Paradoxa publishes articles on genre literature: science fiction, horror, mysteries, children's literature, romance, comic studies, the fantastic, best sellers, the occult, westerns, oral literature, and more.

Andrew Wenaus
University of Western Ontario
“Nodding-Off from the Anthropocene: Picnolepsy and Rehearsing Disappearance in Space Exotica”

Abstract

Following the Second World War, exotica as a popular musical genre flourished internationally. The genre concerned itself with escape to tropical paradise. These records were, however, more about inner space than other places and expressed complex pathologies. Shortly afterward, a subgenre of exotica emerged: space exotica. Rather than envisioning an exotic Earth, space exotica looks outwards to outer space. Yet, space exotica still expresses psychic inner space. As an eccentric take on popular mood music, space exotica at once prioritizes an optimistic escape from Earth while intimating a need to leave the planet. Central to space exotica is the hi-fi stereo system, La-Z-Boy, suburban living room, and the cocktail. The cocktail becomes metonymic of nodding-off from the worries of global catastrophe.
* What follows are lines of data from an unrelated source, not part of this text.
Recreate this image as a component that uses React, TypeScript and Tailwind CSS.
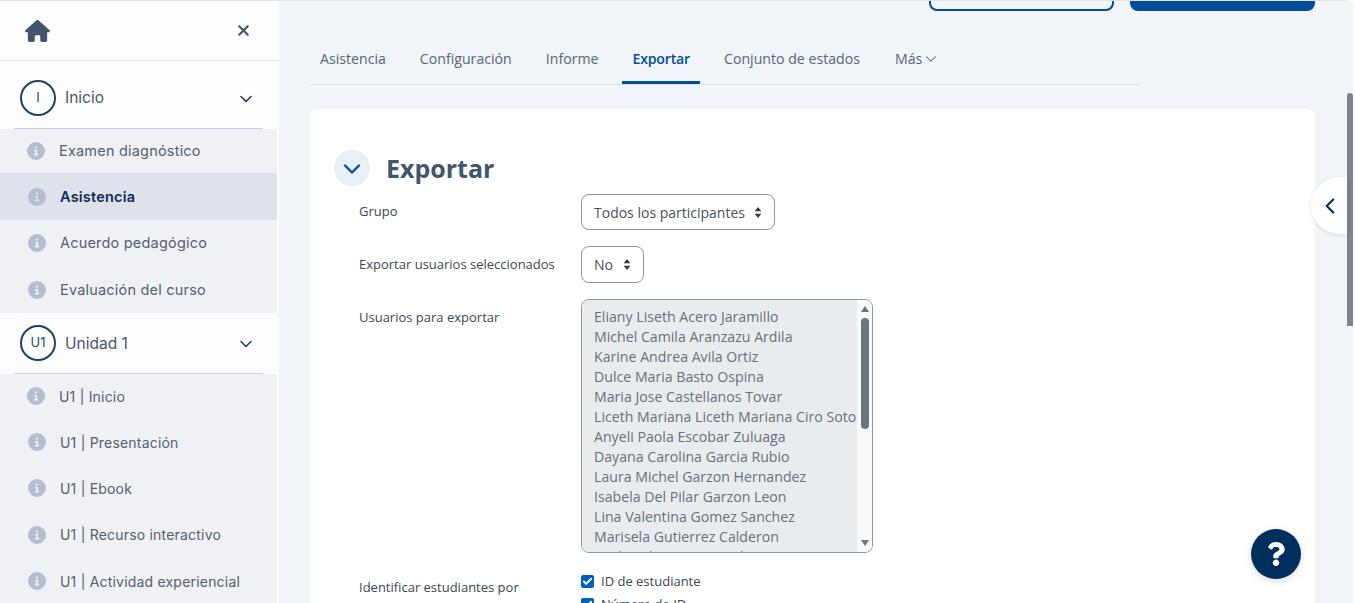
import { Check, ChevronDown, ChevronLeft, X } from "lucide-react";
import { FaQuestion } from "react-icons/fa";
import { FaCircleInfo, FaHouse } from "react-icons/fa6";

const poppins = "font-['Inter','Noto_Sans',sans-serif]";
const segoe = "font-['Open_Sans','Noto_Sans',sans-serif]";

const tabs = ["Asistencia", "Configuración", "Informe", "Exportar", "Conjunto de estados"];

const users = [
  "Eliany Liseth Acero Jaramillo",
  "Michel Camila Aranzazu Ardila",
  "Karine Andrea Avila Ortiz",
  "Dulce Maria Basto Ospina",
  "Maria Jose Castellanos Tovar",
  "Liceth Mariana Liceth Mariana Ciro Soto",
  "Anyeli Paola Escobar Zuluaga",
  "Dayana Carolina Garcia Rubio",
  "Laura Michel Garzon Hernandez",
  "Isabela Del Pilar Garzon Leon",
  "Lina Valentina Gomez Sanchez",
  "Marisela Gutierrez Calderon",
  "Leidy Yohana Hernandez Mora",
];

function SectionRow({ badge, label, className }: { badge: string; label: string; className: string }) {
  return (
    <div className={`flex flex-col bg-[#fdfdfe] ${className}`}>
      <div className="flex flex-1 items-center pr-[21px] pl-5">
        <span className="flex h-9 w-9 items-center justify-center rounded-full border-2 border-[#1d4268] text-[13px] text-[#1d4a78]">
          {badge}
        </span>
        <span className="mt-px ml-[9px] flex-1 text-[15.5px] text-[#4a5468]">{label}</span>
        <ChevronDown className="mt-[2px] h-5 w-5 text-[#1d3557]" strokeWidth={1.8} />
      </div>
      <div className="mx-[14px] h-px bg-[#c5cfe0]" />
    </div>
  );
}

function SubItem({
  label,
  active,
  first,
  tight,
  height = "h-[46px]",
}: {
  label: string;
  active?: boolean;
  first?: boolean;
  tight?: boolean;
  height?: string;
}) {
  return (
    <div className={`flex items-center ${first ? "pl-[27px]" : "pl-[28px]"} ${height} ${active ? "bg-[#dfe2eb]" : ""}`}>
      <FaCircleInfo className="h-[18px] w-[18px] shrink-0 text-[#b5bed0]" />
      <span
        className={`ml-[14px] tracking-[0.2px] ${tight ? "text-[14px]" : "text-[14.5px]"} ${active ? "font-semibold text-[#0f2c55]" : "text-[#56606f]"}`}
      >
        {label}
      </span>
    </div>
  );
}

function Sidebar() {
  return (
    <aside className={`w-[279px] shrink-0 bg-[#fdfdfe] ${poppins}`}>
      <div className="flex h-[60px] items-center justify-between border-b border-[#e3e8f0] pr-[27px] pl-[25px]">
        <FaHouse className="h-[22px] w-[25px] text-[#44546a]" />
        <X className="h-[17px] w-[17px] text-[#44546a]" strokeWidth={3} />
      </div>
      <div className="w-[277px]">
        <SectionRow badge="I" label="Inicio" className="h-[68px] pt-[6px]" />
        <div className="bg-[#eff1f4]">
          <SubItem label="Examen diagnóstico" first height="h-[44px]" />
          <SubItem label="Asistencia" active height="h-[47px]" />
          <SubItem label="Acuerdo pedagógico" />
          <SubItem label="Evaluación del curso" height="h-[47px]" />
        </div>
        <SectionRow badge="U1" label="Unidad 1" className="h-[61px]" />
        <div className="bg-[#eff1f4]">
          <SubItem label="U1 | Inicio" first tight height="h-[45px] pb-px" />
          <SubItem label="U1 | Presentación" tight />
          <SubItem label="U1 | Ebook" tight />
          <SubItem label="U1 | Recurso interactivo" tight height="h-[47px]" />
          <SubItem label="U1 | Actividad experiencial" tight />
        </div>
      </div>
    </aside>
  );
}

function Tabs() {
  return (
    <nav className="mt-[38px] ml-[31px] flex h-[36px] w-[830px] shrink-0 items-end gap-[14px] border-b border-[#dee2e6] text-[14.15px] text-[#5b6673]">
      {tabs.map((t) => (
        <span
          key={t}
          className={`h-[36px] px-[10px] pt-px leading-[20px] ${t === "Exportar" ? "border-b-[3px] border-[#004c97] font-semibold tracking-[-0.2px] text-[#004c97]" : ""}`}
        >
          {t}
        </span>
      ))}
      <span className="ml-px flex h-[36px] items-start px-[10px] pt-px leading-[20px]">
        Más
        <ChevronDown className="mt-px h-[18px] w-[18px]" strokeWidth={1.4} />
      </span>
    </nav>
  );
}

function Caret() {
  return (
    <svg viewBox="0 0 8 13" className="h-[11px] w-[8px] fill-[#343a40]">
      <path d="M4 0 8 5H0zM4 13 0 8h8z" />
    </svg>
  );
}

function FakeSelect({ value, width, height }: { value: string; width: string; height: string }) {
  return (
    <div className={`flex items-center justify-between rounded-lg border border-[#8f959e] px-3 text-[14px] text-[#495057] ${width} ${height}`}>
      {value}
      <Caret />
    </div>
  );
}

function FormRow({ label, height, children }: { label: string; height: string; children: React.ReactNode }) {
  return (
    <div className={`flex items-center ${height}`}>
      <span className="w-[222px] shrink-0 text-[13px] text-[#3c4650]">{label}</span>
      {children}
    </div>
  );
}

function UsersList() {
  return (
    <div className="flex items-start">
      <span className="mt-[9px] w-[222px] shrink-0 text-[13px] text-[#3c4650]">Usuarios para exportar</span>
      <div className="flex h-[254px] w-[292px] overflow-hidden rounded-lg border border-[#8f959e]">
        <div className="w-[275px] shrink-0 overflow-hidden bg-[#e9ecef] pt-[7px] pl-3 text-[14.15px] leading-[20px] whitespace-nowrap text-[#6a7178]">
          {users.map((u) => (
            <div key={u}>{u}</div>
          ))}
        </div>
        <div className="flex flex-1 flex-col items-center bg-[#f8f9fa] pt-[6px]">
          <svg viewBox="0 0 8 6" className="h-[6px] w-[8px] fill-[#6c757d]">
            <path d="M4 0 8 6H0z" />
          </svg>
          <div className="mt-[6px] h-[111px] w-2 rounded bg-[#6c757d]" />
          <svg viewBox="0 0 8 6" className="mt-auto mb-[6px] h-[6px] w-[8px] fill-[#6c757d]">
            <path d="M4 6 0 0h8z" />
          </svg>
        </div>
      </div>
    </div>
  );
}

function CheckItem({ label }: { label: string }) {
  return (
    <div className="flex h-[23px] items-center gap-[7px] text-[13px] text-[#3c4650]">
      <span className="flex h-[13px] w-[13px] items-center justify-center rounded-[2px] bg-[#0060c0]">
        <Check className="h-[11px] w-[11px] text-white" strokeWidth={4} />
      </span>
      {label}
    </div>
  );
}

function Card() {
  return (
    <section className="mt-6 mr-[38px] ml-[31px] min-h-0 flex-1 rounded-t-lg bg-white pt-[41px] pl-6">
      <div className="flex h-9 items-center gap-4">
        <span className="flex h-9 w-9 items-center justify-center rounded-full bg-[#e7eff8]">
          <ChevronDown className="mt-[2px] h-7 w-7 text-[#004c97]" strokeWidth={2} />
        </span>
        <h2 className="mt-[2px] text-[25px] font-bold text-[#44546a]">Exportar</h2>
      </div>
      <div className="mt-2 pl-[25px]">
        <FormRow label="Grupo" height="h-[36px]">
          <FakeSelect value="Todos los participantes" width="w-[194px]" height="h-[36px]" />
        </FormRow>
        <div className="mt-4">
          <FormRow label="Exportar usuarios seleccionados" height="h-[37px]">
            <FakeSelect value="No" width="w-[63px]" height="h-[37px]" />
          </FormRow>
        </div>
        <div className="mt-4">
          <UsersList />
        </div>
        <div className="mt-[17px] flex items-start">
          <span className="mt-[8px] w-[222px] shrink-0 text-[13px] text-[#3c4650]">Identificar estudiantes por</span>
          <div>
            <CheckItem label="ID de estudiante" />
            <CheckItem label="Número de ID" />
          </div>
        </div>
      </div>
    </section>
  );
}

export default function App() {
  return (
    <div className="h-[603px] w-[1355px] overflow-hidden bg-white">
      <div className="relative mr-[2px] flex h-full overflow-hidden rounded-tr-lg border-t border-[#e3e3e3]">
        <Sidebar />
        <main className={`flex min-w-0 flex-1 flex-col bg-[#f1f4f8] ${segoe}`}>
          <div className="flex h-[10px] shrink-0 items-end justify-end gap-4 overflow-hidden pr-[38px]">
            <span className="h-8 w-[185px] shrink-0 rounded-lg border-2 border-[#004c97]" />
            <span className="h-8 w-[185px] shrink-0 rounded-lg bg-[#004c97]" />
          </div>
          <Tabs />
          <Card />
        </main>

        {/* scrollbar, collapse tab and help sit over the page */}
        <div className="absolute top-[92px] right-0 h-[233px] w-[6px] rounded-t bg-[#7b8290]" />
        <button className="absolute top-[176px] right-[6px] flex h-[57px] w-[36px] items-center justify-start rounded-l-full bg-white pl-[6px] shadow-[0_1px_4px_rgba(0,0,0,0.12)]">
          <ChevronLeft className="h-[26px] w-[26px] text-[#0f2c55]" strokeWidth={2} />
        </button>
        <button className="absolute top-[528px] right-[52px] flex h-[50px] w-[50px] items-center justify-center rounded-full bg-[#002e5d] shadow-[0_2px_8px_rgba(0,0,0,0.15)]">
          <FaQuestion className="h-[24px] w-[24px] text-white" />
        </button>
      </div>
    </div>
  );
}
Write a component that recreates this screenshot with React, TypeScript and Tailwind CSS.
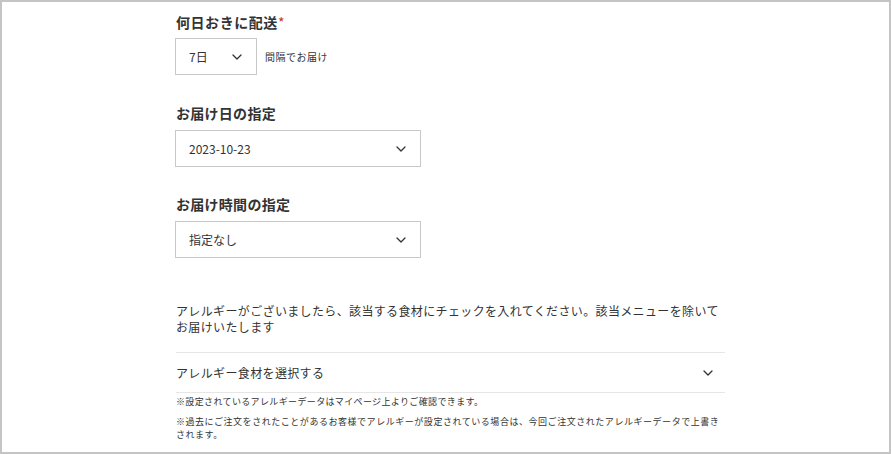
import React from "react";

const Chevron = ({ className = "" }: { className?: string }) => (
  <svg width="10" height="6" viewBox="0 0 10 6" className={className} fill="none">
    <path d="M1 1l4 4 4-4" stroke="#333" strokeWidth="1.3" strokeLinecap="round" strokeLinejoin="round" />
  </svg>
);

export default function App() {
  return (
    <div
      className="w-[891px] h-[454px] border-2 border-[#c4c4c4] bg-white text-[#333] overflow-hidden"
      style={{ fontFamily: '"Noto Sans CJK JP", "Noto Sans", sans-serif' }}
    >
      <div className="ml-[173px] w-[550px] pt-[10px]">
        <div className="pl-[1px] text-[14px] font-bold leading-[20px] tracking-[0.04em]">
          何日おきに配送<span className="text-[#c0392b] font-normal">*</span>
        </div>
        <div className="mt-[6px] flex items-center">
          <div className="w-[82px] h-[37px] border border-[#c9c9c9] flex items-center justify-between pl-[13px] pr-[14px] text-[12px]">
            <span>7日</span>
            <Chevron />
          </div>
          <span className="ml-[8px] text-[10px] tracking-[0.05em]">間隔でお届け</span>
        </div>

        <div className="mt-[28px] pl-[1px] text-[14px] font-bold leading-[20px] tracking-[0.02em]">お届け日の指定</div>
        <div className="mt-[7px] w-[246px] h-[37px] border border-[#c9c9c9] flex items-center justify-between pl-[13px] pr-[14px] text-[12px]">
          <span>2023-10-23</span>
          <Chevron />
        </div>

        <div className="mt-[27px] pl-[1px] text-[14px] font-bold leading-[20px] tracking-[0.02em]">お届け時間の指定</div>
        <div className="mt-[7px] w-[246px] h-[37px] border border-[#c9c9c9] flex items-center justify-between pl-[13px] pr-[14px] text-[12px]">
          <span>指定なし</span>
          <Chevron />
        </div>

        <p className="mt-[45px] pl-[1px] text-[12px] leading-[16px] tracking-[0.03em]">
          アレルギーがございましたら、該当する食材にチェックを入れてください。該当メニューを除いてお届けいたします
        </p>

        <div className="mt-[17px] ml-[1px] border-t border-[#e6e6e6] border-b h-[41px] flex items-center justify-between pr-[12px]">
          <span className="text-[12px] tracking-[0.03em]">アレルギー食材を選択する</span>
          <Chevron />
        </div>

        <p className="mt-[2px] pl-[1px] text-[9px] leading-[13px] tracking-[0.04em]">
          ※設定されているアレルギーデータはマイページ上よりご確認できます。
        </p>
        <p className="mt-[7px] pl-[1px] text-[9px] leading-[13px] tracking-[0.06em]">
          ※過去にご注文をされたことがあるお客様でアレルギーが設定されている場合は、今回ご注文されたアレルギーデータで上書きされます。
        </p>
      </div>
    </div>
  );
}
Such techno-optimism dissociated from global catastrophe is dramatized by what Paul Virilio calls picnolepsy: those frequent transitory instances of nodding-off and withdrawal that make a cohesive understanding of supermodernity fathomable. This article argues that while climate fiction stresses the need for addressing global catastrophe, space exotica expresses a thanatotic pathological complacency: there are always other places (materially or imaginatively) to inhabit. Ultimately, the inebriation encouraged by space exotica reassures the listener to rehearse the disappearance of life here on Earth.